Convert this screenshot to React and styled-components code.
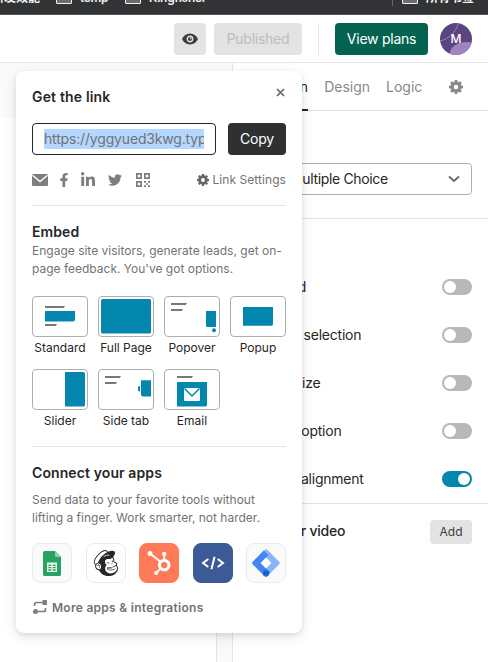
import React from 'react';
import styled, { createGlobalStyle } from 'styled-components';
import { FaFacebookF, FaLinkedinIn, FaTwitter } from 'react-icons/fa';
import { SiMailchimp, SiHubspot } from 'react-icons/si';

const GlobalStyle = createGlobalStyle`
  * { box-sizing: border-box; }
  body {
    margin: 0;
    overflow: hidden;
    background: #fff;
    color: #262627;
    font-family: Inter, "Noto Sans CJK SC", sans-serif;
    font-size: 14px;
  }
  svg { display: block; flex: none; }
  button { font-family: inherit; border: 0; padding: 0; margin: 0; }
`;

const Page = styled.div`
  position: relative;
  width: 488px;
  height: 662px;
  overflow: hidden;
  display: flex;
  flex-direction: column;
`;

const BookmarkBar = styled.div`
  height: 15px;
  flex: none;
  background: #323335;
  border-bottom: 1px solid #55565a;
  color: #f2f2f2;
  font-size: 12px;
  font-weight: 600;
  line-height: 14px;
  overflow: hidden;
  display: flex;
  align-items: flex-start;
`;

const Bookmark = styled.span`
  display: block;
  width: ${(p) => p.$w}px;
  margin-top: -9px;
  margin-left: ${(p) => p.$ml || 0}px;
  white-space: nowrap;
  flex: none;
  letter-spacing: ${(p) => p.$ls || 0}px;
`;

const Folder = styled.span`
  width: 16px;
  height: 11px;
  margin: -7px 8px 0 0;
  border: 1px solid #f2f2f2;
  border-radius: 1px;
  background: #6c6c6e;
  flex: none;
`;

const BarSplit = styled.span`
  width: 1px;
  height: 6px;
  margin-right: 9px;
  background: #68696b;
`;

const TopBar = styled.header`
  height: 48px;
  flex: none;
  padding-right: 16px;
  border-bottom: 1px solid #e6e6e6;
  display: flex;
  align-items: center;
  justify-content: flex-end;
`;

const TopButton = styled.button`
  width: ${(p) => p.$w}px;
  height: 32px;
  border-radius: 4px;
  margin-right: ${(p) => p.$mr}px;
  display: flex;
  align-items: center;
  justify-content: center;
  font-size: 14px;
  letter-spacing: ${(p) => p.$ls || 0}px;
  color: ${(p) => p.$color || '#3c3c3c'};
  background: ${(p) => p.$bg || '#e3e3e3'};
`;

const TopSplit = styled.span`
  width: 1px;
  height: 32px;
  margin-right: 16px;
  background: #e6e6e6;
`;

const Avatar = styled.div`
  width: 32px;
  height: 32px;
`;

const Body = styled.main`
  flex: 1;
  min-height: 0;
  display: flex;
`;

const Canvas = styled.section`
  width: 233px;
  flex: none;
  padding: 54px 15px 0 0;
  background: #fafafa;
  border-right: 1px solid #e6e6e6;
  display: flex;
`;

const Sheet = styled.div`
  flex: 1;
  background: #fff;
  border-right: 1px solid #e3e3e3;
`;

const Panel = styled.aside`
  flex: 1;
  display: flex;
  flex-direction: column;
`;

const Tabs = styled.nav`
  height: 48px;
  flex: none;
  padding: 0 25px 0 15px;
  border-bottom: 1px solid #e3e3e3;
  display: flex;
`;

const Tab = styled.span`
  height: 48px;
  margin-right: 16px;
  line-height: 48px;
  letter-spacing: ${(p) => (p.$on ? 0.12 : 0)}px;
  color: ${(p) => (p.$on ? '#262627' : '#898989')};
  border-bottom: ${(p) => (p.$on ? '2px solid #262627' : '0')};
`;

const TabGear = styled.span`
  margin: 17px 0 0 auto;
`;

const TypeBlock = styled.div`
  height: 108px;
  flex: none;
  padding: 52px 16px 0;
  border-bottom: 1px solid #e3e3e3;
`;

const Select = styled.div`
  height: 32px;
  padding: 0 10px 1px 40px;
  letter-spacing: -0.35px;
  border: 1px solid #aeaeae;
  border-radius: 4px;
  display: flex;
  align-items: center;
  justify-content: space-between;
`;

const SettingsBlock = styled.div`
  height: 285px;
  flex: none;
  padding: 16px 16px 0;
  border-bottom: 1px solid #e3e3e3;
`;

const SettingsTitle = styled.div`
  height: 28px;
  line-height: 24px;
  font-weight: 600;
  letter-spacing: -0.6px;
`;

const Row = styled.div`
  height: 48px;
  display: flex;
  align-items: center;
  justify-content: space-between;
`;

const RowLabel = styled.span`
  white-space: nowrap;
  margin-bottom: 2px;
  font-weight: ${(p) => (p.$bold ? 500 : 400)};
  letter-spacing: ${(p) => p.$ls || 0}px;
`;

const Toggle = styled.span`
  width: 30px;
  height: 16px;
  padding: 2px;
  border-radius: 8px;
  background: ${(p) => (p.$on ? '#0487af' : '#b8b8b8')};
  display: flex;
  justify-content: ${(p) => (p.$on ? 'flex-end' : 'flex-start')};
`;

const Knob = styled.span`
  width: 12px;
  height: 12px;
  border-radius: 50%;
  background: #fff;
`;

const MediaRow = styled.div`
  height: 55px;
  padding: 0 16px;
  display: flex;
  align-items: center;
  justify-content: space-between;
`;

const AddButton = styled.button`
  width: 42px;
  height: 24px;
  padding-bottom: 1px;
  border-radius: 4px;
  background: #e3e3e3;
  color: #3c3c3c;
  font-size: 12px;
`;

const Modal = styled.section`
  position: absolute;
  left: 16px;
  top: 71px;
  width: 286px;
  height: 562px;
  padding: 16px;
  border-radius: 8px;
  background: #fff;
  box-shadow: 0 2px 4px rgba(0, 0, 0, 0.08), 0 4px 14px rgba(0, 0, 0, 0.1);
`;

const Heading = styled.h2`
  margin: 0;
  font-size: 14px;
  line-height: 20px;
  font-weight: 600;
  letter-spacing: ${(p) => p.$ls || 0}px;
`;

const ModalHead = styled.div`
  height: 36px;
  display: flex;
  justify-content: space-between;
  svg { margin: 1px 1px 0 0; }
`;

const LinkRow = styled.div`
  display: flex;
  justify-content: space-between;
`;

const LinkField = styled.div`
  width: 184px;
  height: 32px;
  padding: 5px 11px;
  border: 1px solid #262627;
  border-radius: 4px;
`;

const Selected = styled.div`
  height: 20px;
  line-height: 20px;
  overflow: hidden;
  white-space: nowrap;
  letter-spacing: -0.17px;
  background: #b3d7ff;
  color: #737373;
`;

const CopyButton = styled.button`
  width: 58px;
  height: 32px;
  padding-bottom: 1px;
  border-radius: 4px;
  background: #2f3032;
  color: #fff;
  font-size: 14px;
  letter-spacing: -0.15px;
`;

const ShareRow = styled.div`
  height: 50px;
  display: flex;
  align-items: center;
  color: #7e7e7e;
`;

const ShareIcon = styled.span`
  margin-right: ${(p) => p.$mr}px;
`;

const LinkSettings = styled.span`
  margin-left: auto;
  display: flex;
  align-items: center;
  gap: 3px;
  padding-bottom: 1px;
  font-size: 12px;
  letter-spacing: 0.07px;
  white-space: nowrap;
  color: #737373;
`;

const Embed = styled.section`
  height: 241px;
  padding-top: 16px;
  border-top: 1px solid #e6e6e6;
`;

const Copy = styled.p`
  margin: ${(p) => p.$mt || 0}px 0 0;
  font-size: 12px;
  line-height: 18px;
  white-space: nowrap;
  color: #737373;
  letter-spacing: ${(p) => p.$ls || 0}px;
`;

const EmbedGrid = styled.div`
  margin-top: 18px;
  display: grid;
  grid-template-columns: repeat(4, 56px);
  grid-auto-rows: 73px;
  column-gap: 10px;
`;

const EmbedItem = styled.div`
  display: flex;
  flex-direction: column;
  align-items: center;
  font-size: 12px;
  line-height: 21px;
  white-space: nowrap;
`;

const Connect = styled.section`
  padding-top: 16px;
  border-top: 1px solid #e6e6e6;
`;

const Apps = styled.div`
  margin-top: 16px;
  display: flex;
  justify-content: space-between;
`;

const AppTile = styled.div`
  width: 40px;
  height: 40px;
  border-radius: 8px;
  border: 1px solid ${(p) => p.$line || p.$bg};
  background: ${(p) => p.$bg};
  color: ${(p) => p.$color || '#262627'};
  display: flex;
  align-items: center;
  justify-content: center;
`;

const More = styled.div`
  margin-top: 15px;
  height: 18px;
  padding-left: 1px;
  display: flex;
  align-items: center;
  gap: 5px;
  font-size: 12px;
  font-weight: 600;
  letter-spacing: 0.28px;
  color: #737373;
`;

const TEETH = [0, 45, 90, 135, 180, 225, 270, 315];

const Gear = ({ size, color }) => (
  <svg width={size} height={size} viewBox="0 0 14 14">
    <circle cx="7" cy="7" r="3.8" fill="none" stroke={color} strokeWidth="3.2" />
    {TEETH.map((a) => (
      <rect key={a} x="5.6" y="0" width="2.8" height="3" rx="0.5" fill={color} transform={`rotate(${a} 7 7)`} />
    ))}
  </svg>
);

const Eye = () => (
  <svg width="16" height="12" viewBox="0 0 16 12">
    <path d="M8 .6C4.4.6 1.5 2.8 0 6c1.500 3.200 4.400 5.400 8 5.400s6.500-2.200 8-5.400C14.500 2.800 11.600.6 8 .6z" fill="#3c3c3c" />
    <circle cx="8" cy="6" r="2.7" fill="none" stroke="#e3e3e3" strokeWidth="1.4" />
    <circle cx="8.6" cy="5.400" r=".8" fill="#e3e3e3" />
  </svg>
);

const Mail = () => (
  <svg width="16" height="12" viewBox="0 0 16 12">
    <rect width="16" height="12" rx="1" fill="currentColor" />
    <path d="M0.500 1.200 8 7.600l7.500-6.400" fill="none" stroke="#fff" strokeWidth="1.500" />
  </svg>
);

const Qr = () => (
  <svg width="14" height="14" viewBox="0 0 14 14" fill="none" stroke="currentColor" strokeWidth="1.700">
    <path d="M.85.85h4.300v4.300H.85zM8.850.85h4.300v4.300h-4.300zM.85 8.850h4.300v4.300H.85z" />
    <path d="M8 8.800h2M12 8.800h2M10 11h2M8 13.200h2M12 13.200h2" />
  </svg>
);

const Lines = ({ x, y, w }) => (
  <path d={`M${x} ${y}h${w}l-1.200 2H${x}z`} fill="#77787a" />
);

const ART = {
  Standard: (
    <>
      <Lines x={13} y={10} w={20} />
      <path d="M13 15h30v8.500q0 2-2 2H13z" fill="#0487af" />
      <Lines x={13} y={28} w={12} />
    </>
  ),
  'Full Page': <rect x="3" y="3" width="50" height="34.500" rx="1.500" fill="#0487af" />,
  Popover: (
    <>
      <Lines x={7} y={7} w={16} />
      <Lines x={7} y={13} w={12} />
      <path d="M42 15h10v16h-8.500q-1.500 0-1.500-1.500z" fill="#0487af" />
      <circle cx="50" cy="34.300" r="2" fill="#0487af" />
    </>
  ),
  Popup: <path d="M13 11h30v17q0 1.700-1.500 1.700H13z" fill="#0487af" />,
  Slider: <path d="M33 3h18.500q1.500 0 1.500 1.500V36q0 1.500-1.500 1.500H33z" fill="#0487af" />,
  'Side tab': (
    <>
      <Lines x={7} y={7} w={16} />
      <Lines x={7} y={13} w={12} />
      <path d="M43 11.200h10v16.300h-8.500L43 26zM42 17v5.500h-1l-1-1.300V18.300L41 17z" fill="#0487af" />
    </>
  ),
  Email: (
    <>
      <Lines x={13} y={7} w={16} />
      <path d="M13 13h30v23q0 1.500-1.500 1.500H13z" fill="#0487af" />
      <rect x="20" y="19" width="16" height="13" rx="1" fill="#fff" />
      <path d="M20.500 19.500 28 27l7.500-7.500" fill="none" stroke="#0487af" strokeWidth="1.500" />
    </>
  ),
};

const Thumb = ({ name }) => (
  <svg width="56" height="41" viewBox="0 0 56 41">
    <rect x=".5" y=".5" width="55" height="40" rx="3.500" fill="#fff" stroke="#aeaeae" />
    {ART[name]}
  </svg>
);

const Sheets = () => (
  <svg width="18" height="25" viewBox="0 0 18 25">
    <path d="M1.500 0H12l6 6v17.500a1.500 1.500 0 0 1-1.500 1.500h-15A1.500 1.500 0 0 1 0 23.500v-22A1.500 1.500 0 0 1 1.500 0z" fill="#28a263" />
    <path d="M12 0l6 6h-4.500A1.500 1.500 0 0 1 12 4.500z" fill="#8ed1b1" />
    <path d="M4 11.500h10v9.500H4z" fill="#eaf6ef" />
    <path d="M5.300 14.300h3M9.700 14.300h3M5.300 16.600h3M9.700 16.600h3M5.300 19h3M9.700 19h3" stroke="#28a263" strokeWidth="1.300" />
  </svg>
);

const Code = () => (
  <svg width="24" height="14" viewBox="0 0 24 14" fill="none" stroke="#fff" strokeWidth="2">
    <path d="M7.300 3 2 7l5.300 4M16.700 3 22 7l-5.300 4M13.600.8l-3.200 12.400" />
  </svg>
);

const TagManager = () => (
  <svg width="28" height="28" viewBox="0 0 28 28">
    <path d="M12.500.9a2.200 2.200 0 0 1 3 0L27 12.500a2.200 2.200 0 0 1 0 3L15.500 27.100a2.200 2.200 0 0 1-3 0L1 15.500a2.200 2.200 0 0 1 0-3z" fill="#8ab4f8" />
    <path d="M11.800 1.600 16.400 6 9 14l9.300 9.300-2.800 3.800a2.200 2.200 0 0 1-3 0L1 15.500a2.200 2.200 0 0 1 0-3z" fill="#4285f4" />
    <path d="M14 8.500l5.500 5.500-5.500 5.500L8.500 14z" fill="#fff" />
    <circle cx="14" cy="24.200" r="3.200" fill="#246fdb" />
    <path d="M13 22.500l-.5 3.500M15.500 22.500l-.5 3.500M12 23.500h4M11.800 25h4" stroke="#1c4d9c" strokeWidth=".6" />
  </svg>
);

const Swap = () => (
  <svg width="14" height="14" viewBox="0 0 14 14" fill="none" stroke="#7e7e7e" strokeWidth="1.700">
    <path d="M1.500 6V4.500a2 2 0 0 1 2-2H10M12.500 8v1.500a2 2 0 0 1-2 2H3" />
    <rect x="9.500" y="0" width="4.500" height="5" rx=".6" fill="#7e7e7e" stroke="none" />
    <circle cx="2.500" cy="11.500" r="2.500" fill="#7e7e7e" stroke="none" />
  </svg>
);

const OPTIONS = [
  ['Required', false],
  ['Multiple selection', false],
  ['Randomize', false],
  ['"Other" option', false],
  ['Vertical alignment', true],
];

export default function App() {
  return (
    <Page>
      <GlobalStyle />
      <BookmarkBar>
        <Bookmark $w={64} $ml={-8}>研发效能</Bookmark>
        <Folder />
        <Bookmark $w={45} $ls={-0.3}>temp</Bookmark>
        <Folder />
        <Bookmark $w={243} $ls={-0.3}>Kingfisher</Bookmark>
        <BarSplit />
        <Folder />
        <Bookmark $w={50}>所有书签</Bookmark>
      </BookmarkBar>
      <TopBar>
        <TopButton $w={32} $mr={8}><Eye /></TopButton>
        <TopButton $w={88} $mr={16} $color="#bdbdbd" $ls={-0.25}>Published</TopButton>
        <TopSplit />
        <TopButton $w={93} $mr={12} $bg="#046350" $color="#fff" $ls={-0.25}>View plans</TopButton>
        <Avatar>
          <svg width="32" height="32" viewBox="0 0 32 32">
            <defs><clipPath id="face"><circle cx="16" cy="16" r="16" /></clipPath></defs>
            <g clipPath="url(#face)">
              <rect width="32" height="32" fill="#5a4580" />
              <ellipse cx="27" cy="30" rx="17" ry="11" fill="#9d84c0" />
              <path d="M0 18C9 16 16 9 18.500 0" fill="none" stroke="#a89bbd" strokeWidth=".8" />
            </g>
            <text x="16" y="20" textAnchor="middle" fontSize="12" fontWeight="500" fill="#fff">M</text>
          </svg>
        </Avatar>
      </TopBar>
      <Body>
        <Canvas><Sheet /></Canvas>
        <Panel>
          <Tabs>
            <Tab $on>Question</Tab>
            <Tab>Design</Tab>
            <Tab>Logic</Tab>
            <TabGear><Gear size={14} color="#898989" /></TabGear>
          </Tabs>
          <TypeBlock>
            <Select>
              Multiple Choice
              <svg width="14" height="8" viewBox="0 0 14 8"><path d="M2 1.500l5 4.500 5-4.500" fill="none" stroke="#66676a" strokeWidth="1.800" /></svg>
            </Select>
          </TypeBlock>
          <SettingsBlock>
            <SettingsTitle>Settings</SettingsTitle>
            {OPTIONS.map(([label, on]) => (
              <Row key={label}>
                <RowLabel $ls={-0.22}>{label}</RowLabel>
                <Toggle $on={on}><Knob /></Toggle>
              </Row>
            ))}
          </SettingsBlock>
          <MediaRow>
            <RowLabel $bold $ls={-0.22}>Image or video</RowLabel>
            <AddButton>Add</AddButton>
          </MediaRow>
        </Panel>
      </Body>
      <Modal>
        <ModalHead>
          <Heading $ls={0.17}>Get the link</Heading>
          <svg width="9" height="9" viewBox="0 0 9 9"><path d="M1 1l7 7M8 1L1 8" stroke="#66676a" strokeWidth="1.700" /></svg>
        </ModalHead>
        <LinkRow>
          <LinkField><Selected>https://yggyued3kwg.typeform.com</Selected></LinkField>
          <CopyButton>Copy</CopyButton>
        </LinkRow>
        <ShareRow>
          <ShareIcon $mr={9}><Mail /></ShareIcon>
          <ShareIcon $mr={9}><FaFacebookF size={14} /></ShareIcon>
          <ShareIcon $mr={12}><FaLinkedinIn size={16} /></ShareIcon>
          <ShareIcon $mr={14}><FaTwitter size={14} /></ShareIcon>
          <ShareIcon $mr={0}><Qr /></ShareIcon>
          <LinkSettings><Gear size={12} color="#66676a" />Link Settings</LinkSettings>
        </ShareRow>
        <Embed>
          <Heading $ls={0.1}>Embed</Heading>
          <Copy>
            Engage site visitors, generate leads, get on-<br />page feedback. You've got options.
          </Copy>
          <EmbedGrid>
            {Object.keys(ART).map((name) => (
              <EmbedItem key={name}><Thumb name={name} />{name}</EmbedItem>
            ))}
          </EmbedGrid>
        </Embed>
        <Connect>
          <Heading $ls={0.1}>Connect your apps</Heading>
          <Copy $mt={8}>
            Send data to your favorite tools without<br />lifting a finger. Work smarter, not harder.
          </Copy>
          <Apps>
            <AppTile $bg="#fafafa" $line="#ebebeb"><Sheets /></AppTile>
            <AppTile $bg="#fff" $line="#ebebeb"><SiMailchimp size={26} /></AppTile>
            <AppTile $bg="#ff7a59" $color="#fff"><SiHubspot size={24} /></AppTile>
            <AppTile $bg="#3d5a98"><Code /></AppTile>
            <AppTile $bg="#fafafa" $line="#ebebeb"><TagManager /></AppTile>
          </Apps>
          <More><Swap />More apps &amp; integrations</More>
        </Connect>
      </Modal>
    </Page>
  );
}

──────────

#### [Aim of the exercise]
In the listing above, find the lines holding the word "components" and copy them.

#### [Task answer]
Convert this screenshot to React and styled-components code.
import styled, { createGlobalStyle } from 'styled-components';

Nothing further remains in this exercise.